• **Work to do**
Filter the records below and copy every line containing the word "this".

• **Records to use**
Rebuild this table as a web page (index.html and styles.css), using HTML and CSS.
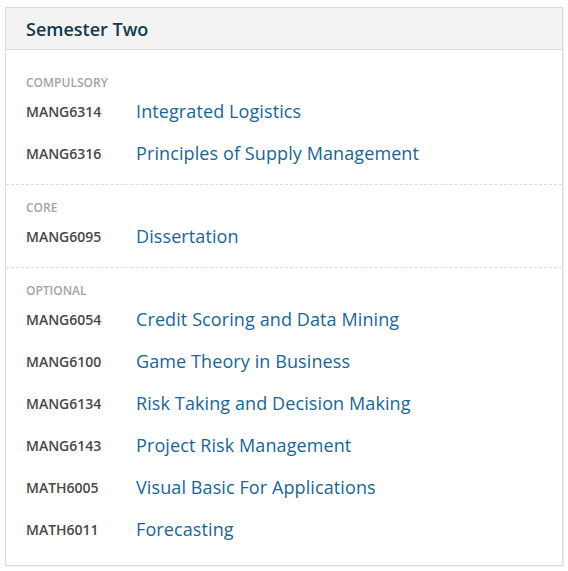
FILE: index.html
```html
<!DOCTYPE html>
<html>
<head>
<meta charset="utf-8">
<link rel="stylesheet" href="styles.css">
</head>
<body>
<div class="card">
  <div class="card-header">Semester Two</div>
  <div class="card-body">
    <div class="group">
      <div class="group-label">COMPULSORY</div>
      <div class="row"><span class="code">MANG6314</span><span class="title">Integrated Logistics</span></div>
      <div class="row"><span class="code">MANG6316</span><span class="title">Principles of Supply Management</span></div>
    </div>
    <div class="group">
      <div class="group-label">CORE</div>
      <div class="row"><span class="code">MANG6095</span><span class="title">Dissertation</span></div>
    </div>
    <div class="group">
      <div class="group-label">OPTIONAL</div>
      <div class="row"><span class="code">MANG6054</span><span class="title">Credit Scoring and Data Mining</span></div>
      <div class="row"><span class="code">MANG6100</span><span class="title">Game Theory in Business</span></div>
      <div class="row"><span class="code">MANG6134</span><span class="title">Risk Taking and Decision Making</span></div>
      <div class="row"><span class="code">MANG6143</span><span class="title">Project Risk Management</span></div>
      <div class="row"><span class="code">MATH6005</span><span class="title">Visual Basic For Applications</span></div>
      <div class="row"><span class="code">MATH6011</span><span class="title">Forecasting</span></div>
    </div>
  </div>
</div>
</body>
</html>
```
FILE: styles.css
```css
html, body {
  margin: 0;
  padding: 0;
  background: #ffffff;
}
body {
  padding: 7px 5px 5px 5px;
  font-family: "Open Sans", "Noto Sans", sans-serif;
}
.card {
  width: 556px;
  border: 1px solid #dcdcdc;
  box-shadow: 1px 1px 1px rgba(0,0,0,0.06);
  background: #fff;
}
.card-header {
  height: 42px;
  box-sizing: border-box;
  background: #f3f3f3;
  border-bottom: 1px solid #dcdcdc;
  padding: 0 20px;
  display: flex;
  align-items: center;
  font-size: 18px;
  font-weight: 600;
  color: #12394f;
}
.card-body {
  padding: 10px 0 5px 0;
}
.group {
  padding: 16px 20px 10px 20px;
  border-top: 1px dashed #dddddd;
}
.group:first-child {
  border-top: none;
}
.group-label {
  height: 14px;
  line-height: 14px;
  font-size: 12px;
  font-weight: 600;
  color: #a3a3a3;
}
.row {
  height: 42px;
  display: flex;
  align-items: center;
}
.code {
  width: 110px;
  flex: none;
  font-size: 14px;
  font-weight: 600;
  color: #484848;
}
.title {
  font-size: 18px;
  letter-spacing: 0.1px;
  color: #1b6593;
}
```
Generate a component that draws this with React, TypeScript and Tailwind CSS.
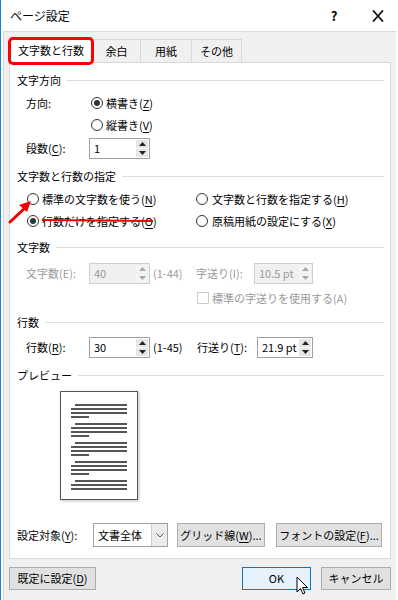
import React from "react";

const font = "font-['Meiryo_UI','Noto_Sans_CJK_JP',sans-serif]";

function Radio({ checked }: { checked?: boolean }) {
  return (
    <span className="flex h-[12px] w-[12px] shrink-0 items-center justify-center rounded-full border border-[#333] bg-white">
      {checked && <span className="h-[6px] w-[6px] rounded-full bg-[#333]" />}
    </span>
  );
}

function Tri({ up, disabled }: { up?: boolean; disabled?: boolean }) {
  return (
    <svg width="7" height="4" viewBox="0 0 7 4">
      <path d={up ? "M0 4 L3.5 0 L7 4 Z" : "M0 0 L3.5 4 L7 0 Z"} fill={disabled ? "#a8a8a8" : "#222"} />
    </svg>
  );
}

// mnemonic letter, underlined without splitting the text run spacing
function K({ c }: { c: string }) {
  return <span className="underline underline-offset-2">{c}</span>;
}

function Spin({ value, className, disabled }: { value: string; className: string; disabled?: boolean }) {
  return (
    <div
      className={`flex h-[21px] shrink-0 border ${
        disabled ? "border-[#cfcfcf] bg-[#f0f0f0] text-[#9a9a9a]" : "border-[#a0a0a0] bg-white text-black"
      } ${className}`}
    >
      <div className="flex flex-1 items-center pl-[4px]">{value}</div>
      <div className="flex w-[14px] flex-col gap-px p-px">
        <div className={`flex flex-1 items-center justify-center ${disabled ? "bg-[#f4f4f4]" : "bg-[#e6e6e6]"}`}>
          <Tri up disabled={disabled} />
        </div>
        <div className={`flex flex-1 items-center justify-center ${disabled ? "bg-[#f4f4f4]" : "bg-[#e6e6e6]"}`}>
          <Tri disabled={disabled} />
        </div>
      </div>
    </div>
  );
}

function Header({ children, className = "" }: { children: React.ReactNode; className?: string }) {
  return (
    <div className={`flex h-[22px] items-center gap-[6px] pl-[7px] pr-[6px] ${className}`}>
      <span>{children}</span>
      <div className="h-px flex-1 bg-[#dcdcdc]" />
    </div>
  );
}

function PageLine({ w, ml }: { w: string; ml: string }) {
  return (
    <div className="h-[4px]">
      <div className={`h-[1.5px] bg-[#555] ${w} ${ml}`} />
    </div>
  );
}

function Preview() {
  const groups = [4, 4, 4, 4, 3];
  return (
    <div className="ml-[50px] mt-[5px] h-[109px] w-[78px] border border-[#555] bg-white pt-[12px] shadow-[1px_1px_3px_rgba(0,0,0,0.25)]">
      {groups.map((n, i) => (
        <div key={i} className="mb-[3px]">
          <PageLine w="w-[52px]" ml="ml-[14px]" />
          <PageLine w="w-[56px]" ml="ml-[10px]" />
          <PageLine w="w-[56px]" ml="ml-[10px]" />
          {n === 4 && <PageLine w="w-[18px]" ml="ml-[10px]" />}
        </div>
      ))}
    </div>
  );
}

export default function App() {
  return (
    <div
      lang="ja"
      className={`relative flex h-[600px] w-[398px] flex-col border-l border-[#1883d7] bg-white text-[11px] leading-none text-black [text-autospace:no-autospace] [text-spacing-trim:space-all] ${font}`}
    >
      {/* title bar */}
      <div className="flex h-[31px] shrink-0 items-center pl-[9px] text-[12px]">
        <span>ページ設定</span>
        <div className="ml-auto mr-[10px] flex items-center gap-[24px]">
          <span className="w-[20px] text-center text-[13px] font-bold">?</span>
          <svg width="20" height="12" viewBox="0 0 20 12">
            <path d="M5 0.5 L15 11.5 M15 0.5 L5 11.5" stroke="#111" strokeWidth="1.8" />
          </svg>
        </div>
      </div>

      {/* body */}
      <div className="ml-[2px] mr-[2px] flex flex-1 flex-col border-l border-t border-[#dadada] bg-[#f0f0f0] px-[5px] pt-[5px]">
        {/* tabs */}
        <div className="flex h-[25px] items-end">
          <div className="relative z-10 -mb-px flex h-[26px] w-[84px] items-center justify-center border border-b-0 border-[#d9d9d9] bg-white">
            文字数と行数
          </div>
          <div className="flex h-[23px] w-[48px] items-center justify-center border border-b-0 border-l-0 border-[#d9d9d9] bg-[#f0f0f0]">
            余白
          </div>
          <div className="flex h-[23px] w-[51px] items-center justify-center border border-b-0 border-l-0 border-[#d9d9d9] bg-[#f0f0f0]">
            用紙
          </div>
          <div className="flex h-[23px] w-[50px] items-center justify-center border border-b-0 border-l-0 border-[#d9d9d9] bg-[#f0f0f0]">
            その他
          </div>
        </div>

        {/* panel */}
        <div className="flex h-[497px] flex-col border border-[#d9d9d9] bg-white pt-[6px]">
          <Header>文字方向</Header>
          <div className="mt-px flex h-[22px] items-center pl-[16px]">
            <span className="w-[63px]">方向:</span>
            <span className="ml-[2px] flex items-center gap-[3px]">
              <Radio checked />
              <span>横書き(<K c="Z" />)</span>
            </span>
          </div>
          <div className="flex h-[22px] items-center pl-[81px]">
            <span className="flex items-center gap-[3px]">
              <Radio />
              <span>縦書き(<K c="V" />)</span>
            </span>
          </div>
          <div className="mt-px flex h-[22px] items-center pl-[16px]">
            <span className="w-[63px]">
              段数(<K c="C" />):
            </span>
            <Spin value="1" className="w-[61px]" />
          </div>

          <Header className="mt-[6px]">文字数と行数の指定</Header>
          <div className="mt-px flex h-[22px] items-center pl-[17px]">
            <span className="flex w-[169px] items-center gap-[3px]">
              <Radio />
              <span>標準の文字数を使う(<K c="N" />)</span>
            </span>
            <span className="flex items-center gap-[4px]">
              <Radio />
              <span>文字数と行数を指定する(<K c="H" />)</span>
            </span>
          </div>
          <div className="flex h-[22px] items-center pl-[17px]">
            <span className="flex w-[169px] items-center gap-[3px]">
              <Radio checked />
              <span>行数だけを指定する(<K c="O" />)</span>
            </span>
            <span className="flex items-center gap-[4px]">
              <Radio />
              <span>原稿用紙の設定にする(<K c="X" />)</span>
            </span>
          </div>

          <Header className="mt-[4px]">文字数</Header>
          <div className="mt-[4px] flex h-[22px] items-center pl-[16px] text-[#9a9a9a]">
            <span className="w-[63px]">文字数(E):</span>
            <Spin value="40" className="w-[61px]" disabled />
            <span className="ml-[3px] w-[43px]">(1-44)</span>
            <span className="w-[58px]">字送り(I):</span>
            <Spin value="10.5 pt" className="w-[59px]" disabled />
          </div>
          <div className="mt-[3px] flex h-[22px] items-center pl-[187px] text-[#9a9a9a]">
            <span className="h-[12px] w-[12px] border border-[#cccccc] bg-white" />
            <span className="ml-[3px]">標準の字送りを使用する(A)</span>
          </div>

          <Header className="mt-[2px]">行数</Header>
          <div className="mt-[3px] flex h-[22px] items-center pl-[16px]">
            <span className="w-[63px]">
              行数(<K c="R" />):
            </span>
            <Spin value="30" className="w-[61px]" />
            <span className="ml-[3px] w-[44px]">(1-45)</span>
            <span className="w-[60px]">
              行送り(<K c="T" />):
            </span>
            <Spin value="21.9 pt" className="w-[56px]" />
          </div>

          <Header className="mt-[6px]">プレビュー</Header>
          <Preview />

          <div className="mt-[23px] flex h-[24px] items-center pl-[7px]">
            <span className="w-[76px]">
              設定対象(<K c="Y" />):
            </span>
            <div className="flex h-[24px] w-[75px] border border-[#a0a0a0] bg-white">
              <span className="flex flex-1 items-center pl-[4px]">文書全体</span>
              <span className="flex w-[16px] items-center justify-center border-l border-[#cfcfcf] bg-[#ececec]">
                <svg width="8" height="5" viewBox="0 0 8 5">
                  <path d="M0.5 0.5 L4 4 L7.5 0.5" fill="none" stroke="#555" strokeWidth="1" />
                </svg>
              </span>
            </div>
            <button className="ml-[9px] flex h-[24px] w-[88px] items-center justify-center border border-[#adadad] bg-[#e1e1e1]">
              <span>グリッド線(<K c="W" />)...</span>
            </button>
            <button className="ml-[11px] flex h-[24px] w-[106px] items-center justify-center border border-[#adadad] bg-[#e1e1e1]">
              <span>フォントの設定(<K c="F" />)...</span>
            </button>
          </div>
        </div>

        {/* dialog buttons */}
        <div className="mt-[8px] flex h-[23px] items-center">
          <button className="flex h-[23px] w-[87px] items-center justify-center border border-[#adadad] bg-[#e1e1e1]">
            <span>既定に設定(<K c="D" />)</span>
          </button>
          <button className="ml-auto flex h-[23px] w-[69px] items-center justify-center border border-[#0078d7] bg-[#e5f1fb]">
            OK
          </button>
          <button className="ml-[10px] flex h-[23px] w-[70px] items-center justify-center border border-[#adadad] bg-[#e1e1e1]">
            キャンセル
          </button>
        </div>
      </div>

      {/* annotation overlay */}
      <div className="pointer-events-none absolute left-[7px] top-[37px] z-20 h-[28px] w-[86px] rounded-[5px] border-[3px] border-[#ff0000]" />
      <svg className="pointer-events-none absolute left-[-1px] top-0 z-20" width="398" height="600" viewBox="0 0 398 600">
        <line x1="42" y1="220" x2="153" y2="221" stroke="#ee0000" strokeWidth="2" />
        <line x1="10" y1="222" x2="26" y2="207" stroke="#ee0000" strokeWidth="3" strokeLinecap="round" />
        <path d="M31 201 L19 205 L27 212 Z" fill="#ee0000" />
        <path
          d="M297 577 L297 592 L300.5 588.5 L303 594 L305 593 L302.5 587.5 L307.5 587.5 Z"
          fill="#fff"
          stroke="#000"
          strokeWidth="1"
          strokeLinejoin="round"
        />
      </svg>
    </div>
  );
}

• **Result**
Rebuild this table as a web page (index.html and styles.css), using HTML and CSS.
Generate a component that draws this with React, TypeScript and Tailwind CSS.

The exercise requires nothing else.